Hello, friends! Welcome to this month’s meeting of the Insecure Writer’s Support Group, a monthly blog hop created by Alex J. Cavanaugh and co-hosted this month by Diedre Knight, Tonya Drecker, Bish Denham, Olga Godim, and JQ Rose. If you’re a writer and if you feel insecure about your writing life, click here to learn more about this awesomely supportive group!

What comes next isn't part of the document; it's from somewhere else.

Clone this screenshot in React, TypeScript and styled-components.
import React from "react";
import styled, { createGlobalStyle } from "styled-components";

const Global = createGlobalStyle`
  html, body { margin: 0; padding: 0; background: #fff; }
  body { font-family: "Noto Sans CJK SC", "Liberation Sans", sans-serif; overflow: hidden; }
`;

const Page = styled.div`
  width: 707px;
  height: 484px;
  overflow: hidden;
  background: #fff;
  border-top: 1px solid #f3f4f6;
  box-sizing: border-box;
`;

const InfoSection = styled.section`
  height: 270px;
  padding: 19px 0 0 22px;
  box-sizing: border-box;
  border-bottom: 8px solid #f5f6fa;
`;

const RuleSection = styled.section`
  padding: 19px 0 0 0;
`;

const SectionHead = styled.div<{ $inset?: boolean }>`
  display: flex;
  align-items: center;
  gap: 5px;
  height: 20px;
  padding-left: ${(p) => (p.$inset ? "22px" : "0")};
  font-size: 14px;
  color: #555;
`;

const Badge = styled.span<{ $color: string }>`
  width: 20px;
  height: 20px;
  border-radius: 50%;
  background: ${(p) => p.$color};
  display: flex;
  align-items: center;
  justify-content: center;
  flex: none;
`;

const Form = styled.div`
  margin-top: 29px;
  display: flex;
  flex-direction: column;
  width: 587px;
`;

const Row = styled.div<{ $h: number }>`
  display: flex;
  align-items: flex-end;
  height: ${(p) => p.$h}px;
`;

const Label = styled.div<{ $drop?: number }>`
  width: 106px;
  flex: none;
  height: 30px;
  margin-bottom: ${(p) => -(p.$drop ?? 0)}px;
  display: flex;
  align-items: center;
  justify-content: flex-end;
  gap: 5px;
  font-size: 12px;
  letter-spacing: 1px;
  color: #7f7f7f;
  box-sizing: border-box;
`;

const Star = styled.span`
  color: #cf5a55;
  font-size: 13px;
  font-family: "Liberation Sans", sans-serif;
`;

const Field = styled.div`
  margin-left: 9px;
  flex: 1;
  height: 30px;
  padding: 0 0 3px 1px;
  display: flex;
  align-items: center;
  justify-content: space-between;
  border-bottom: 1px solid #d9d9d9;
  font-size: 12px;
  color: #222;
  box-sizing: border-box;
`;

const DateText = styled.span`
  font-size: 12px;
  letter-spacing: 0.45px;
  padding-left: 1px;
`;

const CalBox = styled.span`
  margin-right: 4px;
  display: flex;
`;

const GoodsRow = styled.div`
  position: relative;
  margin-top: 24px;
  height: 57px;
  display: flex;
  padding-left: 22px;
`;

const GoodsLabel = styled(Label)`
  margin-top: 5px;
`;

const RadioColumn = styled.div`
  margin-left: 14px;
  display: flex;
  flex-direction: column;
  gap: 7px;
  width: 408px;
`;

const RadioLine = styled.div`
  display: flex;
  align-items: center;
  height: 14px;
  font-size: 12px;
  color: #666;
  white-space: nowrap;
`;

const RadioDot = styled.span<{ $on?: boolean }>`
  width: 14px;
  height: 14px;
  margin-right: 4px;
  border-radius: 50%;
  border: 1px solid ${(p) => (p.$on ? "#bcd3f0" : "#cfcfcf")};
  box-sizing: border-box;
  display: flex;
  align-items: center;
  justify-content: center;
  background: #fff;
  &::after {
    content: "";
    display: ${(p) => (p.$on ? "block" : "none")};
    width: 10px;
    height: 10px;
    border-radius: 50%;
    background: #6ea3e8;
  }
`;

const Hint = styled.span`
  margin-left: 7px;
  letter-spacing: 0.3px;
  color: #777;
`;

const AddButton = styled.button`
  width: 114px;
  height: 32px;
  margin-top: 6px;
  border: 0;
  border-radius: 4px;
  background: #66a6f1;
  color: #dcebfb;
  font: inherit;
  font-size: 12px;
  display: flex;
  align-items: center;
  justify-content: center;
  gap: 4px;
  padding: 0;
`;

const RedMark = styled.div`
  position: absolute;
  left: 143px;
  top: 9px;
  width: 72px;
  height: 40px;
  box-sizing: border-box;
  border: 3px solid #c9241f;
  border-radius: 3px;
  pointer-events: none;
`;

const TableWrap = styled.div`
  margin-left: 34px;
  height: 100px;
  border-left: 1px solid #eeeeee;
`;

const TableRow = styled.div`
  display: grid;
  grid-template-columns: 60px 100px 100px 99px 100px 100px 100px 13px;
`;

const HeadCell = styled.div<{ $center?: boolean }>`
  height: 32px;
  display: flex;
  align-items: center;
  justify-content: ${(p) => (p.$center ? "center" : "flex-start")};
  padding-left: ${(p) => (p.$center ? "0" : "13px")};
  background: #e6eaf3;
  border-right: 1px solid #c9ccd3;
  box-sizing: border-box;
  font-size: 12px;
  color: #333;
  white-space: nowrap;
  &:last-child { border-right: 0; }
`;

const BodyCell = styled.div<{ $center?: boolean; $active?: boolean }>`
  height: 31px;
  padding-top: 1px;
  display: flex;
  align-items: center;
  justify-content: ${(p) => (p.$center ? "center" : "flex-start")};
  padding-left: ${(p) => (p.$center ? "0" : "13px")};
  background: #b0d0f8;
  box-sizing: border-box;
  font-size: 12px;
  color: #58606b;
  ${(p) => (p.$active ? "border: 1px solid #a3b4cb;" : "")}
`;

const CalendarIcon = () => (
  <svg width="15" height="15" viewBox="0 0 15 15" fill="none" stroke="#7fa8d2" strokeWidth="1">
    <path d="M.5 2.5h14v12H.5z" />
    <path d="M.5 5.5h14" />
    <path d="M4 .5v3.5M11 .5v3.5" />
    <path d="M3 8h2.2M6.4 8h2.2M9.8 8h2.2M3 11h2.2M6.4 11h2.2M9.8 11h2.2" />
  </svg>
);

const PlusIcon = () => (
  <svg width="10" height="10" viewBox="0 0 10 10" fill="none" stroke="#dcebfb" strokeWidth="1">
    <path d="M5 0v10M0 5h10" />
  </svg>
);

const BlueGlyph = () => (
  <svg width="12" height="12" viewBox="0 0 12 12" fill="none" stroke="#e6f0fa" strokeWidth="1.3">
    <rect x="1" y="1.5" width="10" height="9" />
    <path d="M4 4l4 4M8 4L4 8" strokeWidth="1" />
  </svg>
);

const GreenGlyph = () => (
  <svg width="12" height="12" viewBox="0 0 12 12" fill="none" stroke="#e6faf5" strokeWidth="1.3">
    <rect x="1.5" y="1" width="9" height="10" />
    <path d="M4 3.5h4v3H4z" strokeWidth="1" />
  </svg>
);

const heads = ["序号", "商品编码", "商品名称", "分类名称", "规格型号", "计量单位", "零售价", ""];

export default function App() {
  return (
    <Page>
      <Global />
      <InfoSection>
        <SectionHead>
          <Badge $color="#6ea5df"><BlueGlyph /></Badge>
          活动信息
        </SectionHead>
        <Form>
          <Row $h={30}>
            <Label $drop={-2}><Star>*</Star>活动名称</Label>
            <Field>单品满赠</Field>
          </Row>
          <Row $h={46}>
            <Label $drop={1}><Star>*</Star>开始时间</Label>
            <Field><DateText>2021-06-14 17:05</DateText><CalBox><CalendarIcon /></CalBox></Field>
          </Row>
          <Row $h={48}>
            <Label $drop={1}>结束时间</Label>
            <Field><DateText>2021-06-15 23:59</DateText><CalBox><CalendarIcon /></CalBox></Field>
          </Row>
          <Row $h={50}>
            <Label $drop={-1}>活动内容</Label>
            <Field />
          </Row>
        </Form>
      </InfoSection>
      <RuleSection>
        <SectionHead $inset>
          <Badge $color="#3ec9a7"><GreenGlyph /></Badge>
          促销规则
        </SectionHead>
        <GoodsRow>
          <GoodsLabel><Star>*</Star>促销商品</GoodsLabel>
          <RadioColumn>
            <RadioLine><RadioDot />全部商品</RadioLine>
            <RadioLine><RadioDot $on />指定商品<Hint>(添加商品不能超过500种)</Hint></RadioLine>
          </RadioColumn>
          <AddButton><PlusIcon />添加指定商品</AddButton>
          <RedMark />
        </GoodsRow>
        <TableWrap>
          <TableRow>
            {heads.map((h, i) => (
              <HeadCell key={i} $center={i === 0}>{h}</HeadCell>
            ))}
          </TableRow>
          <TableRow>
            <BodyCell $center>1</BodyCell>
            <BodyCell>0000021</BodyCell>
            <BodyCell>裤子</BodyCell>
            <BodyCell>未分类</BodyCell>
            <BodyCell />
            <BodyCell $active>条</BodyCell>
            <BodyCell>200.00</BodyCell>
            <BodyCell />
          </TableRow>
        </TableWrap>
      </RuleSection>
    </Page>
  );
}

A family emergency happened last week, and I’m still a little bent out of shape because of that. Getting back into writing after dealing with all that stress has been a struggle, so today I’m going to turn the floor over to my muse. She has something she wants to say, and maybe it’s something your muse would like to hear.
* * *
Greetings to all my fellow muses, inner critics, and motivational demons. I am James Pailly’s muse. It’s my job to give James guidance and inspiration in his writing life, but I am not the only source of guidance and inspiration he turns to (nor should I be). He reads and does research. He talks to people. He talks to other writers. Sometimes he finds good, sensible advice in this way; other times, the advice he gets is not so sensible.
What works for one writer will not necessarily work for others. Each writer is unique. Each writer is special. They have their own strengths and their own struggles. But writers are human, and humans can be tempted by broad generalizations and oversimplified explanations—especially when their own unique struggles start to feel overwhelming.

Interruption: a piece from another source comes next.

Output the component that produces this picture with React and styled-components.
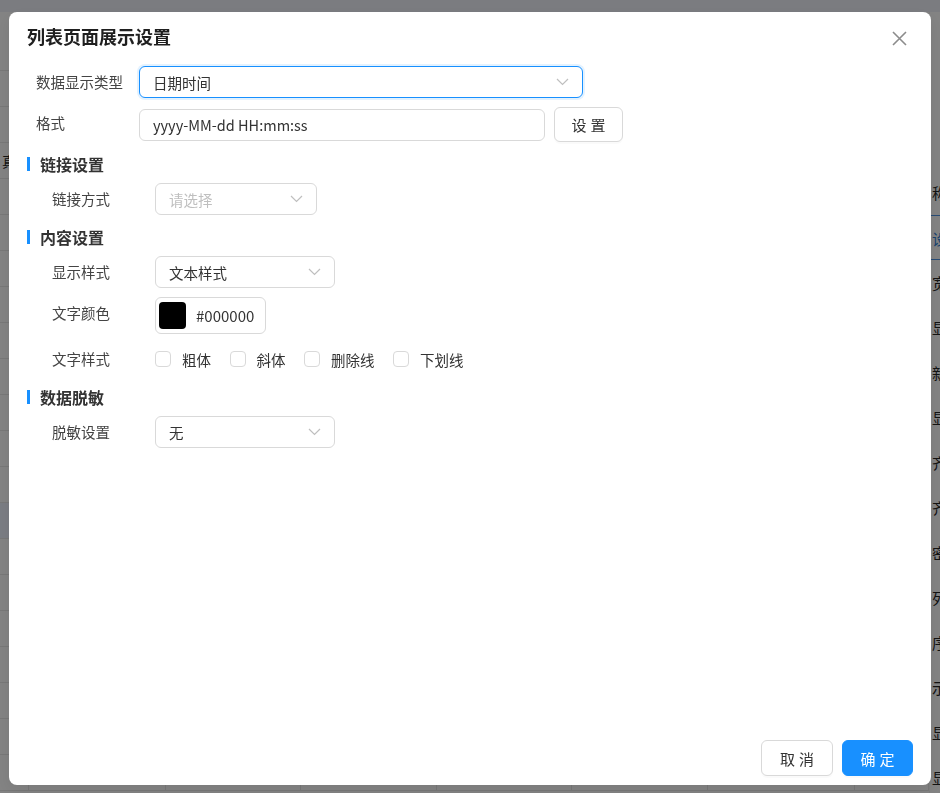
import React from 'react'
import styled, { createGlobalStyle } from 'styled-components'

const GlobalStyle = createGlobalStyle`
  * { box-sizing: border-box; }
  html, body { margin: 0; padding: 0; }
  body {
    font-family: "Noto Sans CJK SC", "Noto Sans", "Liberation Sans", sans-serif;
    font-size: 14.5px;
    color: #333;
    background: #efefef;
    overflow: hidden;
  }
`

/* ---------- page behind the mask ---------- */

const Page = styled.div`
  width: 940px;
  height: 793px;
  display: grid;
  grid-template-rows: 12px 1fr;
  background: #efefef;
`

const TopBar = styled.div`
  background: #e0e2ea;
`

const PageMain = styled.div`
  display: grid;
  grid-template-columns: 929px 1fr;
  overflow: hidden;
`

const Table = styled.div`
  display: flex;
  flex-direction: column;
  padding-top: 23px;
`

const TableRow = styled.div`
  height: 36px;
  flex-shrink: 0;
  border-bottom: 1px solid #dadada;
  background: ${p => (p.selected ? '#dfe3ee' : 'transparent')};
  display: grid;
  grid-template-columns: 29px 137px 135px 136px 135px 136px 147px 1fr;
  font-size: 14px;
  line-height: 36px;
  color: #222;
  white-space: nowrap;
  overflow: hidden;
`

const Cell = styled.div`
  border-right: 1px solid #dadada;
  padding-left: 2px;
`

const SidePanel = styled.div`
  display: flex;
  flex-direction: column;
  padding-top: 158px;
  border-left: 1px solid #e6e6e6;
`

const SideItem = styled.div`
  height: 45px;
  line-height: 45px;
  padding-left: 2px;
  font-size: 15px;
  white-space: nowrap;
  color: ${p => (p.active ? '#2f78c7' : '#222')};
  border-top: ${p => (p.active ? '1px solid #4a8bd6' : 'none')};
  border-bottom: ${p => (p.active ? '1px solid #4a8bd6' : 'none')};
`

/* ---------- modal ---------- */

const Mask = styled.div`
  position: fixed;
  inset: 0;
  background: rgba(0, 0, 0, 0.45);
  display: flex;
  padding: 12px 9px 8px 9px;
`

const Dialog = styled.div`
  flex: 1;
  background: #fff;
  border-radius: 8px;
  display: flex;
  flex-direction: column;
  box-shadow: 0 6px 16px rgba(0, 0, 0, 0.08);
`

const Header = styled.div`
  height: 54px;
  padding: 12px 24px 0 18px;
  display: flex;
  align-items: flex-start;
  justify-content: space-between;
`

const Title = styled.div`
  font-size: 18px;
  font-weight: 700;
  line-height: 24px;
  color: #1f1f1f;
`

const CloseButton = styled.button`
  border: none;
  background: none;
  padding: 0;
  margin-top: 6px;
  width: 16px;
  height: 16px;
  display: flex;
  align-items: center;
  justify-content: center;
  cursor: pointer;
`

const Body = styled.div`
  flex: 1;
  padding: 0 18px;
  display: flex;
  flex-direction: column;
  align-items: flex-start;
`

const FormItem = styled.div`
  display: flex;
  align-items: flex-start;
  margin-bottom: 9px;
  padding-left: ${p => (p.indent ? '25px' : '9px')};
`

const Label = styled.div`
  width: 103px;
  flex-shrink: 0;
  line-height: 32px;
  font-size: 14.5px;
  color: #444;
  white-space: nowrap;
`

const Control = styled.div`
  display: flex;
  align-items: center;
  gap: 9px;
  min-height: ${p => p.h || 32}px;
`

const SelectBox = styled.div`
  width: ${p => p.w}px;
  height: 32px;
  border: 1px solid ${p => (p.focused ? '#1890ff' : '#d9d9d9')};
  box-shadow: ${p => (p.focused ? '0 0 0 2px rgba(24, 144, 255, 0.12)' : 'none')};
  border-radius: 6px;
  padding: 0 13px;
  display: flex;
  align-items: center;
  justify-content: space-between;
  background: #fff;
`

const SelectValue = styled.span`
  font-size: 14.5px;
  color: ${p => (p.placeholder ? '#bfbfbf' : '#333')};
`

const TextInput = styled.div`
  width: ${p => p.w}px;
  height: 32px;
  border: 1px solid #d9d9d9;
  border-radius: 6px;
  padding: 0 13px;
  display: flex;
  align-items: center;
  font-size: 14.5px;
  color: #333;
`

const Button = styled.button`
  height: ${p => p.h || 36}px;
  width: ${p => p.w}px;
  border-radius: 6px;
  font-family: inherit;
  font-size: 15px;
  letter-spacing: 4px;
  text-indent: 4px;
  cursor: pointer;
  border: 1px solid ${p => (p.primary ? '#1890ff' : '#d9d9d9')};
  background: ${p => (p.primary ? '#1890ff' : '#fff')};
  color: ${p => (p.primary ? '#fff' : '#333')};
  box-shadow: 0 2px 0 rgba(0, 0, 0, 0.02);
`

const SectionTitle = styled.div`
  display: flex;
  align-items: center;
  gap: 10px;
  height: 20px;
  margin: 3px 0 9px;
  font-size: 16px;
  font-weight: 700;
  color: #333;

  &::before {
    content: '';
    width: 3px;
    height: 14px;
    background: #1890ff;
  }
`

const ColorPicker = styled.div`
  width: 111px;
  height: 37px;
  border: 1px solid #d9d9d9;
  border-radius: 6px;
  padding: 0 3px;
  display: flex;
  align-items: center;
  gap: 10px;
  font-size: 15px;
  color: #333;
`

const Swatch = styled.div`
  width: 27px;
  height: 27px;
  border-radius: 4px;
  background: ${p => p.color};
`

const CheckGroup = styled.div`
  display: flex;
  align-items: center;
  height: 32px;
`

const CheckItem = styled.label`
  display: flex;
  align-items: center;
  gap: 11px;
  margin-right: 18.5px;
  font-size: 14.5px;
  color: #333;
`

const CheckBox = styled.span`
  width: 16px;
  height: 16px;
  border: 1px solid #d9d9d9;
  border-radius: 4px;
  background: #fff;
`

const Footer = styled.div`
  display: flex;
  justify-content: flex-end;
  gap: 9px;
  padding: 0 18px 9px;
`

const Chevron = () => (
  <svg width="13" height="8" viewBox="0 0 13 8" fill="none">
    <path d="M1 1l5.5 5.5L12 1" stroke="#bfbfbf" strokeWidth="1.2" />
  </svg>
)

const CloseIcon = () => (
  <svg width="15" height="15" viewBox="0 0 15 15" fill="none">
    <path d="M1 1l13 13M14 1L1 14" stroke="#8c8c8c" strokeWidth="1.6" />
  </svg>
)

const Select = ({ w, value, placeholder, focused }) => (
  <SelectBox w={w} focused={focused}>
    <SelectValue placeholder={placeholder ? 1 : 0}>{value || placeholder}</SelectValue>
    <Chevron />
  </SelectBox>
)

const columns = ['', '', '', '', '', '', '', '']
const sideItems = ['称', '设置', '宽度', '显示', '新增', '显示', '齐', '齐', '密码', '列宽', '序号', '示例', '显示', '显示']

const App = () => (
  <>
    <GlobalStyle />
    <Page>
      <TopBar />
      <PageMain>
        <Table>
          {Array.from({ length: 21 }).map((_, i) => (
            <TableRow key={i} selected={i === 13}>
              {columns.map((c, j) => (
                <Cell key={j}>{i === 3 && j === 0 ? '真' : c}</Cell>
              ))}
            </TableRow>
          ))}
        </Table>
        <SidePanel>
          {sideItems.map((t, i) => (
            <SideItem key={i} active={i === 1}>{t}</SideItem>
          ))}
        </SidePanel>
      </PageMain>
    </Page>

    <Mask>
      <Dialog>
        <Header>
          <Title>列表页面展示设置</Title>
          <CloseButton aria-label="close">
            <CloseIcon />
          </CloseButton>
        </Header>

        <Body>
          <FormItem>
            <Label>数据显示类型</Label>
            <Control>
              <Select w={444} value="日期时间" focused />
            </Control>
          </FormItem>

          <FormItem>
            <Label>格式</Label>
            <Control h={35}>
              <TextInput w={406}>yyyy-MM-dd HH:mm:ss</TextInput>
              <Button w={69} h={35}>设置</Button>
            </Control>
          </FormItem>

          <SectionTitle>链接设置</SectionTitle>
          <FormItem indent>
            <Label>链接方式</Label>
            <Control>
              <Select w={162} placeholder="请选择" />
            </Control>
          </FormItem>

          <SectionTitle>内容设置</SectionTitle>
          <FormItem indent>
            <Label>显示样式</Label>
            <Control>
              <Select w={180} value="文本样式" />
            </Control>
          </FormItem>

          <FormItem indent>
            <Label>文字颜色</Label>
            <Control h={37}>
              <ColorPicker>
                <Swatch color="#000" />
                #000000
              </ColorPicker>
            </Control>
          </FormItem>

          <FormItem indent>
            <Label>文字样式</Label>
            <CheckGroup>
              {['粗体', '斜体', '删除线', '下划线'].map(t => (
                <CheckItem key={t}>
                  <CheckBox />
                  {t}
                </CheckItem>
              ))}
            </CheckGroup>
          </FormItem>

          <SectionTitle>数据脱敏</SectionTitle>
          <FormItem indent>
            <Label>脱敏设置</Label>
            <Control>
              <Select w={180} value="无" />
            </Control>
          </FormItem>
        </Body>

        <Footer>
          <Button w={72}>取消</Button>
          <Button w={71} primary>确定</Button>
        </Footer>
      </Dialog>
    </Mask>
  </>
)

export default App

My writer is often told that he should not edit while he writes, as if editing and writing are two separate and distinct activities. First there’s a writing phase, then there’s an editing phase, and there’s supposed to be a hard line between the two. Perhaps some writers really do work this way. Perhaps a majority of them are able to operate this way. But that is not the way my writer works, and it never will be.
My writer will write a sentence or two—a paragraph—an exchange of dialogue—then he’ll go back and rewrite it all before moving on to the next part. He’ll finish a page, then go back and fix the page that came before it. He’ll finish a chapter, then tweak an earlier scene. Every word my writer writes is subject to change, at any time, for any reason, until the story is finished. If that means we have to go back and rewrite half of the whole book, that’s fine. The sooner we get started on those rewrites, the better. And every time some writing guru tells my writer he’s doing it wrong, I am there to remind my writer what he should already know about himself.
For my writer, writing and editing are thoroughly intermingled activities. It’s a messy process. It’s a labor-intensive process. My writer does get frustrated, sometimes, and wish there were an easier way. But this is what’s best for him, and deep down he knows it.
Should your writer write (and edit) the way mine does? I can’t tell you that. Ultimately, you will have to determine what is right and what is wrong for your own writer.